1) "...a set of links that allows and guarantees the distinctiveness and continuity of place in time,"
2) "the bond between people and their environment, based on emotion and cognition,"
3) "...symbolic form that link people and land: links through history or family lineage, links due to loss or destruction of land, economic links such as ownership, inheritance or politics, universal links through religion, myth and spirituality, links through religion and festive cultural events, and finally narrative links through storytelling or place naming..."

Other writers have commented on a sense of pride by association and a sense of self-esteem.  Humeyra Birol Akkurt posited that one scholar theorizes for a given place but there as many different place identities as there place using that place. (Akkurt)

Norwegian architect Ashild Lappegard Hauge sums up a key finding as, "[a]spects of identity derived from places we belong to arise because places have symbols that meaning and significance to use.  Places represent personal memories and...social memories 9shared histories)."  Mr. Hauge concludes, "Places are not only contexts or backdrops, but also an integral part of identity." (Hauge, 2007)  People intuitively recognize how older places represent meaning, significance, and memories.  Yi-Fu Tuan, an influential geographer and pioneer in the study of people's relationship to place wrote, "What can the past mean to us?  People look back for various reasons, but shared by all is the need for tangible objects that can support a sense of identity..." (Tuan, 1977)  However, there is larger idea at work.
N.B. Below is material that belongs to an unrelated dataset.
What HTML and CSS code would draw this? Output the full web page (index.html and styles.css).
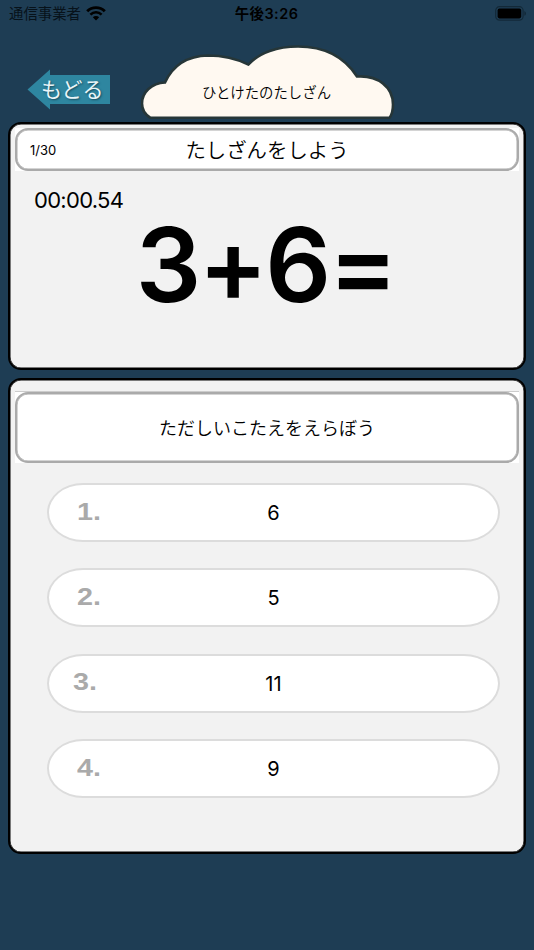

Villa Aurelia at the American Academy
Rome, Italy
artsbeat.blog.nytimes.com
According to Tom Mayes, it isn't as if individuals simply decides what there place identity will be.  Some theorists suggest that the relationship between place and identity is inseparable.  Think about that for a minute.  In summarizing the findings of Edward Relph, a geographer who pioneered theories of place, a writer stated, "...the essence of places lies in its largely unselfconscious intentionality, which defines places as profound centres of human existance." (Akkurt, summarizing Relph)  David Seamon restates, Edward Relph's idea, place is "not a bit of space or another word for landscape or ennvironment, it is not a figment of individual experience, not a social construct...It is, instead, the foundation of being both human and nonhuman; experiences, actions, and life itself begin and end with place. ((Seamon, based on Bennet the Role of Place Identity in the Perception, Understanding, and Design of Built Environment). In short, place-identity is not a random act, it is a deliberate conscious choice made by individuals that have lasting effect.

Tom Mayes argues that place identity is a dynamic thing.  It changes over time.  Using himself as an example, Mr Mayes describes growing up on a farm in North Carolina.  His identity is closely tied to that place with its frame farmhouse where he was raised, the cedar trees that lined the fences, and the very quality of the light on the grass in the cow pastures.  However, Mr. Mayes writes that his identity is not only tied to that one place.  His identity is connected to the places where he's lived, worked, visited-his university at Chapel Hill, Washington D.C. where he lived and worked for the National Trust for Historic Preservation, to a fifties era fishing cabin in West Virginia.  Mr. Mayes looks hopefully to the future when his identity will be defined, enhanced, expanded, or clarified by his time in Rome or any other places he will come to know.  Although our identity with a place is fluid and can be re-created in different places, the locations that form our identity are the "tangible objects" that support our identity.  If our old places continue to exist, they will serve as reference points for measuring, refreshing, and recalibrating who we are overtime-landmarks of our identity, if you will.

Eastland Mall (demolished)
Charlotte, North Carolina
naplesnews.com
 Again, using himself as an example, Mr. Mayes writes that places which support our identity needn't that old.  He cites the Eastland Mall, opened in 1975, in east Charlotte, North Carolina, a place that was part of his adolescence, demolished this past autumn.  Mr. Mayes writes that thanks to the efforts of community groups such as E.A.S.T and the Charlotte-Mecklenburg Historic Preservation Foundation, and the City of Charlotte,  "Rising Sun" logo is being preserved as public art.  The preservation of the sign serves as a memory of a place that once "embodied the spirit of the city." (Gray, 2013)  Mr.  Mayes was glad that the sign was saved but wishes that more of the place remained.  In documentation by the Charlotte-Mecklenburg Historic Preservation Society, preservationists wrote that the vacant building evoked beauty that made Mr. Mayes think that his hometown might have been a richer place in the future if they figured out how to reinvent the now demolished mall in way that saved the "tangible object" of his youth.  Would saving the old places make us a more sustainable,stable and humane world?  Maybe.

When buildings become threatened or destroyed, a part of our identity is threatened or destroyed as well.  I'm thinking right now about the destruction wrought by the Syrian civil war.  The places in Damascus and Aleppo are intimately connected with the generations of people and their identities. Dare I say, with the identity of Western and Eastern culture.  Each time a bullet pierces a building or a bomb destroys another house, another part of that identity is erased for good.  One does not have to be in a combat zone to experience such a loss.  Each day, a part of our place identity is lost in some fashion. Sometimes, it can be reconfigured elsewhere but home is always where the heart is.